Lest one underestimate the lingering power of serendipity in business, despite the kudzu-like growth of corporate bureaucracies over the past century, a chance meeting between Toyota President Akio Toyoda and Ford CEO Alan Mulally at an airport terminal sparked the alliance. They exchanged business cards, which led to informal discussions about their operations, according to Uchiyamada.

The companies will use the jointly developed technology to develop separate models under the Ford and Toyota brands, Nick Bunkley reports in the New York Times, that will go on sale later this decade.

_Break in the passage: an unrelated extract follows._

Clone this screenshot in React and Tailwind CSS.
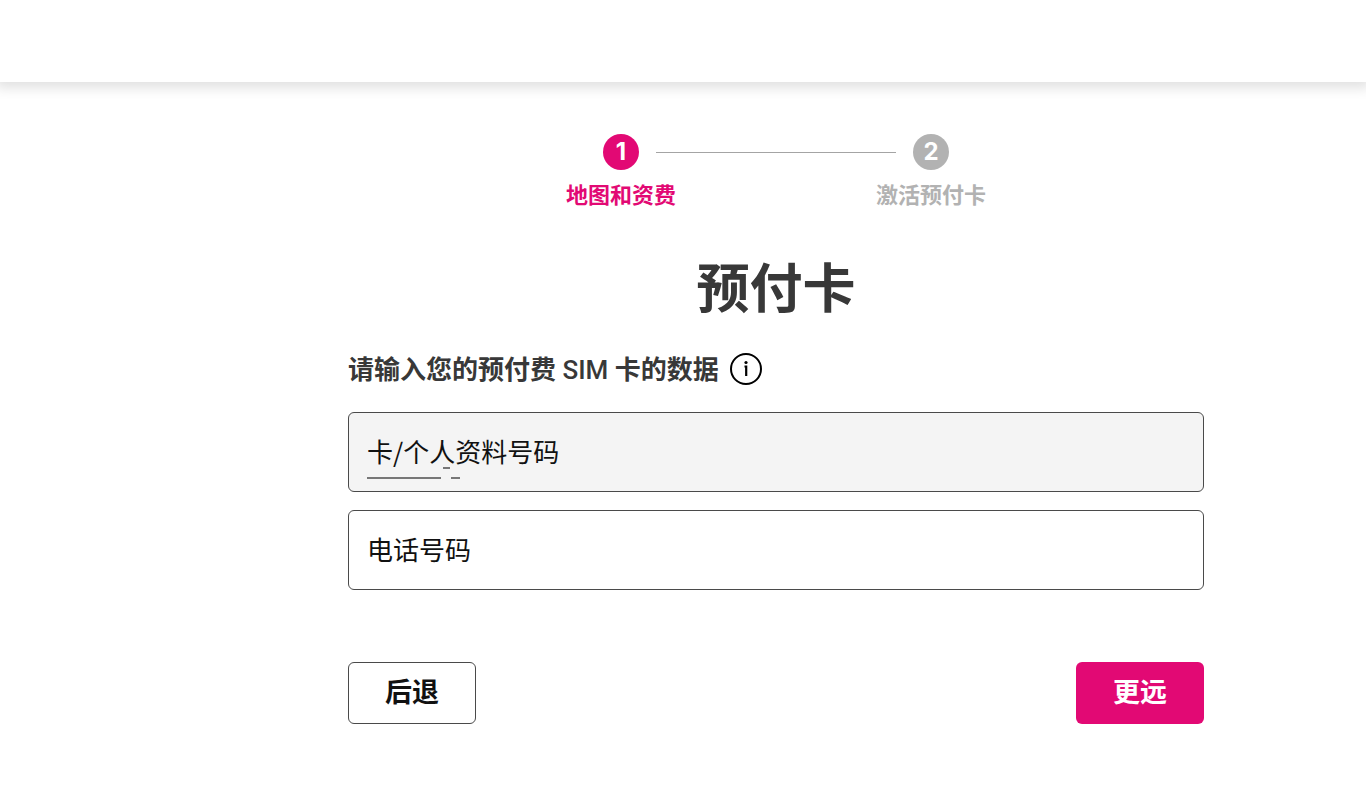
import React, { useState } from "react";

const steps = [
  { number: 1, title: "地图和资费" },
  { number: 2, title: "激活预付卡" },
];

function Step({ number, title, active }) {
  return (
    <li
      aria-current={active ? "step" : undefined}
      className={`flex flex-col items-center gap-2 ${active ? "text-[#e20974]" : "text-[#b2b2b2]"}`}
    >
      <span
        className={`flex size-9 items-center justify-center rounded-full font-['Inter'] text-2xl font-bold text-white ${
          active ? "bg-[#e20974]" : "bg-[#b2b2b2]"
        }`}
      >
        {number}
      </span>
      <span className="text-[22px] leading-[30px] font-bold whitespace-nowrap">{title}</span>
    </li>
  );
}

function Stepper({ current }) {
  return (
    <ol className="flex justify-center">
      <Step {...steps[0]} active={current === 1} />
      <li aria-hidden="true" className="-mx-5 mt-[18px] h-px w-60 bg-[#a4a4a4]" />
      <Step {...steps[1]} active={current === 2} />
    </ol>
  );
}

function Field({ id, label, value, onChange, filled, children }) {
  return (
    <div
      className={`relative flex h-20 items-center gap-4 rounded-md border border-[#4a4a4a] px-[18px] ${
        filled ? "bg-[#f4f4f4]" : "bg-white"
      }`}
    >
      <label htmlFor={id} className="shrink-0 pb-0.5 text-[26px] leading-10 text-[#111111]">
        {label}
      </label>
      <input
        id={id}
        type="text"
        inputMode="numeric"
        value={value}
        onChange={onChange}
        className="h-full min-w-0 flex-1 bg-transparent text-[26px] outline-none"
      />
      {children}
    </div>
  );
}

// Digit mask under the card number label
function NumberMask() {
  return (
    <svg
      aria-hidden="true"
      className="pointer-events-none absolute bottom-[11px] left-[18px]"
      width="94"
      height="14"
      fill="#777777"
    >
      <rect x="0" y="11" width="74" height="2" />
      <rect x="76" y="1" width="7" height="2" />
      <rect x="84" y="11" width="9" height="2" />
    </svg>
  );
}

function App() {
  const [cardNumber, setCardNumber] = useState("");
  const [phoneNumber, setPhoneNumber] = useState("");

  return (
    <div
      lang="zh-CN"
      className="min-h-screen overflow-x-hidden bg-white font-['Noto_Sans_CJK_SC',sans-serif] text-[#383838]"
    >
      <header className="h-[82px] bg-white shadow-[0_2px_12px_4px_rgba(0,0,0,0.12)]" />
      <main className="pt-[52px] pl-[186px]">
        <div className="mx-auto max-w-[856px]">
          <Stepper current={1} />

          <h1 className="mt-[37px] text-center text-[53px] leading-20 font-bold">预付卡</h1>

          <form onSubmit={(e) => e.preventDefault()}>
            <div className="mt-[23px] flex items-center gap-2.5">
              <h2 className="text-[26px] leading-10 font-bold">
                请输入您的预付费
                <span className="font-['Roboto'] font-medium"> SIM </span>
                卡的数据
              </h2>
              <button type="button" aria-label="信息" className="text-black">
                <svg width="34" height="34" viewBox="0 0 34 34" fill="none">
                  <circle cx="17" cy="17" r="15" stroke="currentColor" strokeWidth="2" />
                  <circle cx="17" cy="10.5" r="1.6" fill="currentColor" />
                  <path d="M15.5 14.5H17.2V24" stroke="currentColor" strokeWidth="2.2" />
                </svg>
              </button>
            </div>

            <div className="mt-[22px] flex flex-col gap-[18px]">
              <Field
                id="card-number"
                label="卡/个人资料号码"
                value={cardNumber}
                onChange={(e) => setCardNumber(e.target.value)}
                filled
              >
                <NumberMask />
              </Field>
              <Field
                id="phone-number"
                label="电话号码"
                value={phoneNumber}
                onChange={(e) => setPhoneNumber(e.target.value)}
              />
            </div>

            <div className="mt-[72px] flex justify-between text-[27px] leading-10 font-bold">
              <button
                type="button"
                className="h-[62px] w-32 rounded-md border border-[#4a4a4a] bg-white pb-1 text-[#111111]"
              >
                后退
              </button>
              <button type="submit" className="h-[62px] w-32 rounded-md bg-[#e20974] pb-1 text-white">
                更远
              </button>
            </div>
          </form>
        </div>
      </main>
    </div>
  );
}

export default App;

"Clearly, Ford and Toyota will remain competitors," says Derrick Kuzak, Ford's group vp for research and development. "By working together, we will be able to offer our customers more affordable technology sooner."

The two companies will also collaborate on developing Internet-based information and entertainment systems in vehicles. "The companies already are among the industry's leaders in this area, known as telematics," Bunkley writes, "and their partnership could give them enough leverage to essentially dictate the standards that other automakers use to wirelessly connect mobile phones and other devices to vehicles."

"Ford is taking advantage of Toyota's hybrid leadership -- it has sold 3.3 million hybrid vehicles since 1997," Greg Gardner writes in the Detroit Free Press, "Toyota will gain from Ford's truck-making expertise."

Mulally is a long-time fan of Toyota. He drove a Lexus before joining Ford in 2006, Gardner reveals, and has visited Toyota in Japan several times. "We went to study with the master," he said glowingly after one visit. He and Toyoda personally hammered out the deal.

"We have a lot of details to work out with Ford before we can tell you more," Uchiyamada said in explaining why specifics and timelines for the products are vague.

Gardner says the deal is not unique, pointing to General Motors and DaimlerChrysler collaborating on a hybrid transmission that has been available in several models for both automakers and is also used in the Mercedes-Benz ML450 and the BMW X6.

"Total cost of developing a specialized platform together, instead of independently, should knock off 50% of the development cost and time," Veerender Kaul, Frost & Sullivan automotive & transportation industry director tells the Detroit News' Priddle. "I see it as Toyota needing Ford's [truck] volume more than Ford needs Toyota's technology," IHS Automotive's Aaron Bragman says.

Hybrid systems can add $10,000 or more to what a consumer currently pays for a vehicle, Chuck Squatriglia reports in Wired, "while returning a negligible increase in fuel economy. But meeting the new fuel economy standards will force automakers to embrace advanced technologies and offer them widely," lending impetus to the collaboration.

"This is the kind of collaborative effort that is required to address the big global challenges of energy independence and environmental sustainability," Mulally said in a statement

In his Green Tech blog on CNET, Martin LaMonica endeavors to explain "why the Ford-Toyota hybrid tie-up is a big deal." He writes: "The collaboration means that there will be far more people than just Prius drivers who can boast the superior mileage of hybrids. Now, people more concerned with horsepower and towing torque will be introduced to a technology once pigeonholed as way to show off drivers' environmental bona fides. Common sense, it seems, has finally found its way to SUV and truck makers."

Hmmmm. And all it took was a little governmental strong-arming to get them there.